Le 27 juillet 2020, le Parlement a donc adopté un texte déposé dans le prolongement de la loi SILT, proposant un dispositif de suivi et de surveillance postsentencielle pour les individus condamnés pour des faits de terrorisme à leur sortie de détention. Il a été rappelé les motifs pour lesquels le Conseil constitutionnel a été contraint d’en censurer des éléments principaux, considérant qu’en l’état étaient imposées des obligations et interdictions portant une atteinte trop importante à la liberté d’aller et de venir, au droit au respect de la vie privée et au droit de mener une vie familiale normale.
Toutefois, nous nous réjouissons que le Conseil constitutionnel n’ait pas rejeté le principe de la mise en place de cette mesure. Il nous revient donc de trouver l’équilibre et la justesse qui permettront à ce mécanisme d’être définitivement adopté dans le respect de nos principes essentiels et tout en conservant l’espoir d’une efficacité en vue de la réinsertion des personnes condamnées pour des actes de terrorisme.
Aussi les ajustements proposés par les auteurs de cette proposition de loi paraissent-ils de nature à satisfaire ces diverses exigences. Qu’il s’agisse de la durée de la mesure ou bien de l’encadrement des possibilités de cumul avec les mesures de sursis, ces éléments devraient permettre au dispositif de passer le stade du contrôle de constitutionnalité et, par conséquent, d’entrer en vigueur le plus tôt possible.
De la même façon, je salue les ajustements répondant à la nécessité d’éléments nouveaux et complémentaires pour le renouvellement de la mesure de suivi. La censure constitutionnelle aura ainsi permis d’introduire une nouvelle évaluation établissant la dangerosité sur la base d’éléments actuels et circonstanciés. Il en va de même de la gradation introduite dans le prononcé des obligations susceptibles d’être imposées.
J’ai l’espoir, à l’image de la position de la commission des lois, que la réponse apportée par cette proposition de loi sera de nature à permettre la constitutionnalité du dispositif, lequel prendra mieux en compte la situation, la personnalité ou le niveau de dangerosité de la personne visée par la mesure.

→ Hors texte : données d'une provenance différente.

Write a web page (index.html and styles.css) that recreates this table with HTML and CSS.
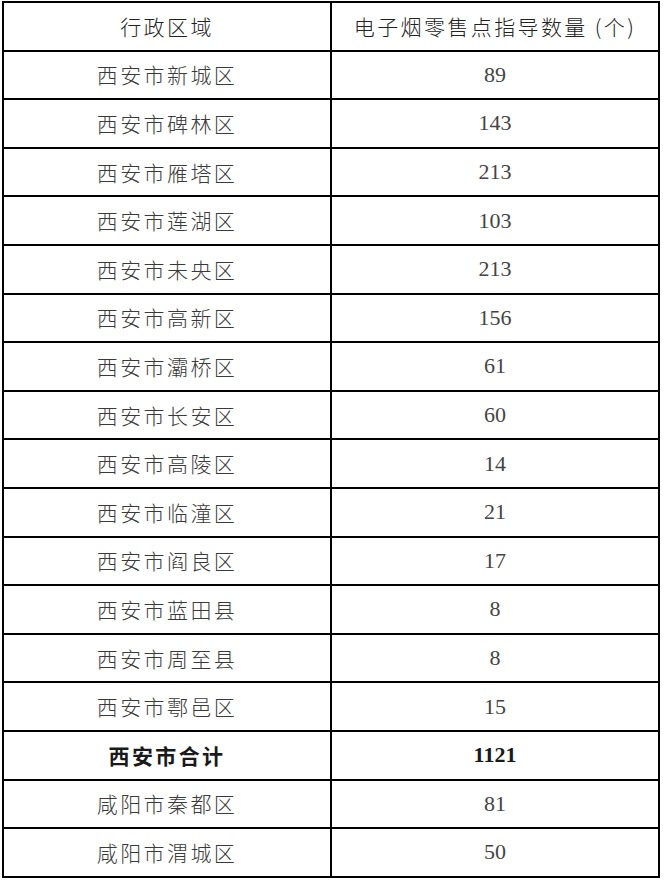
FILE: index.html
```html
<!DOCTYPE html>
<html lang="zh-CN">
<head>
<meta charset="utf-8">
<title>电子烟零售点指导数量</title>
<link rel="stylesheet" href="styles.css">
</head>
<body>
<table class="grid">
  <thead>
    <tr><th>行政区域</th><th>电子烟零售点指导数量 (个)</th></tr>
  </thead>
  <tbody>
    <tr><td>西安市新城区</td><td class="num">89</td></tr>
    <tr><td>西安市碑林区</td><td class="num">143</td></tr>
    <tr><td>西安市雁塔区</td><td class="num">213</td></tr>
    <tr><td>西安市莲湖区</td><td class="num">103</td></tr>
    <tr><td>西安市未央区</td><td class="num">213</td></tr>
    <tr><td>西安市高新区</td><td class="num">156</td></tr>
    <tr><td>西安市灞桥区</td><td class="num">61</td></tr>
    <tr><td>西安市长安区</td><td class="num">60</td></tr>
    <tr><td>西安市高陵区</td><td class="num">14</td></tr>
    <tr><td>西安市临潼区</td><td class="num">21</td></tr>
    <tr><td>西安市阎良区</td><td class="num">17</td></tr>
    <tr><td>西安市蓝田县</td><td class="num">8</td></tr>
    <tr><td>西安市周至县</td><td class="num">8</td></tr>
    <tr><td>西安市鄠邑区</td><td class="num">15</td></tr>
    <tr class="total"><td>西安市合计</td><td class="num">1121</td></tr>
    <tr><td>咸阳市秦都区</td><td class="num">81</td></tr>
    <tr><td>咸阳市渭城区</td><td class="num">50</td></tr>
  </tbody>
</table>
</body>
</html>
```

FILE: styles.css
```css
html, body {
  margin: 0;
  padding: 0;
  background: #fff;
}

body {
  padding: 1px 0 0 2px;
  font-family: "Noto Sans CJK SC", "Noto Sans", sans-serif;
}

.grid {
  border-collapse: collapse;
  width: 658px;
  table-layout: fixed;
}

.grid th,
.grid td {
  border: 2px solid #000;
  height: 46.6px;
  padding: 0;
  text-align: center;
  vertical-align: middle;
  font-size: 21px;
  font-weight: 300;
  letter-spacing: 2.4px;
  color: #3a3a3a;
  line-height: 1;
}

.grid th {
  color: #222;
  font-weight: 300;
}

.grid td.num {
  font-family: "Liberation Serif", serif;
  font-size: 22px;
  letter-spacing: 0;
  color: #444;
}

.grid tr.total td {
  font-weight: 700;
  color: #1a1a1a;
}
```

Je souligne enfin un point particulier. Cette proposition de loi intègre le principe suivant lequel la mesure de sûreté ne peut intervenir à l’issue de l’exécution d’une peine d’emprisonnement que si la personne a pu, pendant l’exécution de cette peine, bénéficier de mesures de nature à favoriser sa réinsertion. Cela est évidemment bienvenu et nous permet d’aborder un sujet fondamental, celui du rôle de l’institution carcérale dans notre société. En effet, je crains qu’il ne faille voir ici l’aveu d’une forme d’échec.
Mme Nathalie Goulet. Et comment !
Mme Maryse Carrère. Certes, la prison punit, mais elle ne prépare pas suffisamment à la sortie. Elle joue son rôle de répression, mais ne prépare pas efficacement à la réinsertion, alors même que ce devrait être son rôle principal. De cette manière, nous en sommes réduits à une forme de fuite en avant : après les peines, nous voilà à instituer des mesures post-carcérales avec l’espoir qu’elles seront efficaces, alors même que la prison a failli à sa mission.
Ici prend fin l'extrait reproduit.